Given problem:
Extract each line of the data and write it out again exactly.

Data segment:
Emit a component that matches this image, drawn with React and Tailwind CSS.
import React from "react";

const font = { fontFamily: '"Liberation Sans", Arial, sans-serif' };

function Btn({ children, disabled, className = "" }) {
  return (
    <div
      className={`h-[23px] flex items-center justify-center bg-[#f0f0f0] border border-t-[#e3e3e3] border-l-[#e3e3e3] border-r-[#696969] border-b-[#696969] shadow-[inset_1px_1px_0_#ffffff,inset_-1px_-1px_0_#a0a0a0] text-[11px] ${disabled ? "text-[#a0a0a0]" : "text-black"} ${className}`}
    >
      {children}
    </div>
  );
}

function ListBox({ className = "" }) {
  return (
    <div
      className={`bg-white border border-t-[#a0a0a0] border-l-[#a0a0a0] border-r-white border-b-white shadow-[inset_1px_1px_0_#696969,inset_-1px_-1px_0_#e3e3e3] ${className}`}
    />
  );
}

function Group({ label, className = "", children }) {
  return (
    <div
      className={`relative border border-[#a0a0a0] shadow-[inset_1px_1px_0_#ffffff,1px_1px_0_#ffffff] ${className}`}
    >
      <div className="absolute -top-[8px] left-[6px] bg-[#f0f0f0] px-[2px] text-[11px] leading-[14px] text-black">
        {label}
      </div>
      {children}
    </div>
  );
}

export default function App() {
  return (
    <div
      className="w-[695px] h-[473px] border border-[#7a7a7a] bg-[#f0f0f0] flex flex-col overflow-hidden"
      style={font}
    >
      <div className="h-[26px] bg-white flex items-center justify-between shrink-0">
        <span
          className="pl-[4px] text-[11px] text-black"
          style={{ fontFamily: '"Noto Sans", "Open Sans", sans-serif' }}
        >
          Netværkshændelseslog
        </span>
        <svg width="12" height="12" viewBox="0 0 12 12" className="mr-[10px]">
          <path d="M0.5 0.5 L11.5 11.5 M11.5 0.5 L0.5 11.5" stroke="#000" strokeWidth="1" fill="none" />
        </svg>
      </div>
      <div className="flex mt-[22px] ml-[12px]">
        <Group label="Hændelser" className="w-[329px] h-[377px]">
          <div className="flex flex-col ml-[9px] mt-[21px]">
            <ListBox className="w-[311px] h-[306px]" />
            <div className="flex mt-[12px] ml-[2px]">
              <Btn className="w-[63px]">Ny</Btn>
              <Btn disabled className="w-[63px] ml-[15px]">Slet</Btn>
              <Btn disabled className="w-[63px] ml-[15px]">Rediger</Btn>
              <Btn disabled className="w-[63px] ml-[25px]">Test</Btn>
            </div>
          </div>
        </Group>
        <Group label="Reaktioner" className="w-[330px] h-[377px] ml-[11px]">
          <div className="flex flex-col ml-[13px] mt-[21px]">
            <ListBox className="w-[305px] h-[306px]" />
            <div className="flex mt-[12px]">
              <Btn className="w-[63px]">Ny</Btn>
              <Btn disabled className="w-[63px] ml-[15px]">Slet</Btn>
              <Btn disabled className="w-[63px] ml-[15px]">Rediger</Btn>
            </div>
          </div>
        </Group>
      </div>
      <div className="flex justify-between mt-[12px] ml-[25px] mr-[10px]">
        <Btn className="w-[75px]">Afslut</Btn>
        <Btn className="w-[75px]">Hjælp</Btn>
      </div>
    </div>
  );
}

Expected answer:
Emit a component that matches this image, drawn with React and Tailwind CSS.
import React from "react";

const font = { fontFamily: '"Liberation Sans", Arial, sans-serif' };

function Btn({ children, disabled, className = "" }) {
  return (
    <div
      className={`h-[23px] flex items-center justify-center bg-[#f0f0f0] border border-t-[#e3e3e3] border-l-[#e3e3e3] border-r-[#696969] border-b-[#696969] shadow-[inset_1px_1px_0_#ffffff,inset_-1px_-1px_0_#a0a0a0] text-[11px] ${disabled ? "text-[#a0a0a0]" : "text-black"} ${className}`}
    >
      {children}
    </div>
  );
}

function ListBox({ className = "" }) {
  return (
    <div
      className={`bg-white border border-t-[#a0a0a0] border-l-[#a0a0a0] border-r-white border-b-white shadow-[inset_1px_1px_0_#696969,inset_-1px_-1px_0_#e3e3e3] ${className}`}
    />
  );
}

function Group({ label, className = "", children }) {
  return (
    <div
      className={`relative border border-[#a0a0a0] shadow-[inset_1px_1px_0_#ffffff,1px_1px_0_#ffffff] ${className}`}
    >
      <div className="absolute -top-[8px] left-[6px] bg-[#f0f0f0] px-[2px] text-[11px] leading-[14px] text-black">
        {label}
      </div>
      {children}
    </div>
  );
}

export default function App() {
  return (
    <div
      className="w-[695px] h-[473px] border border-[#7a7a7a] bg-[#f0f0f0] flex flex-col overflow-hidden"
      style={font}
    >
      <div className="h-[26px] bg-white flex items-center justify-between shrink-0">
        <span
          className="pl-[4px] text-[11px] text-black"
          style={{ fontFamily: '"Noto Sans", "Open Sans", sans-serif' }}
        >
          Netværkshændelseslog
        </span>
        <svg width="12" height="12" viewBox="0 0 12 12" className="mr-[10px]">
          <path d="M0.5 0.5 L11.5 11.5 M11.5 0.5 L0.5 11.5" stroke="#000" strokeWidth="1" fill="none" />
        </svg>
      </div>
      <div className="flex mt-[22px] ml-[12px]">
        <Group label="Hændelser" className="w-[329px] h-[377px]">
          <div className="flex flex-col ml-[9px] mt-[21px]">
            <ListBox className="w-[311px] h-[306px]" />
            <div className="flex mt-[12px] ml-[2px]">
              <Btn className="w-[63px]">Ny</Btn>
              <Btn disabled className="w-[63px] ml-[15px]">Slet</Btn>
              <Btn disabled className="w-[63px] ml-[15px]">Rediger</Btn>
              <Btn disabled className="w-[63px] ml-[25px]">Test</Btn>
            </div>
          </div>
        </Group>
        <Group label="Reaktioner" className="w-[330px] h-[377px] ml-[11px]">
          <div className="flex flex-col ml-[13px] mt-[21px]">
            <ListBox className="w-[305px] h-[306px]" />
            <div className="flex mt-[12px]">
              <Btn className="w-[63px]">Ny</Btn>
              <Btn disabled className="w-[63px] ml-[15px]">Slet</Btn>
              <Btn disabled className="w-[63px] ml-[15px]">Rediger</Btn>
            </div>
          </div>
        </Group>
      </div>
      <div className="flex justify-between mt-[12px] ml-[25px] mr-[10px]">
        <Btn className="w-[75px]">Afslut</Btn>
        <Btn className="w-[75px]">Hjælp</Btn>
      </div>
    </div>
  );
}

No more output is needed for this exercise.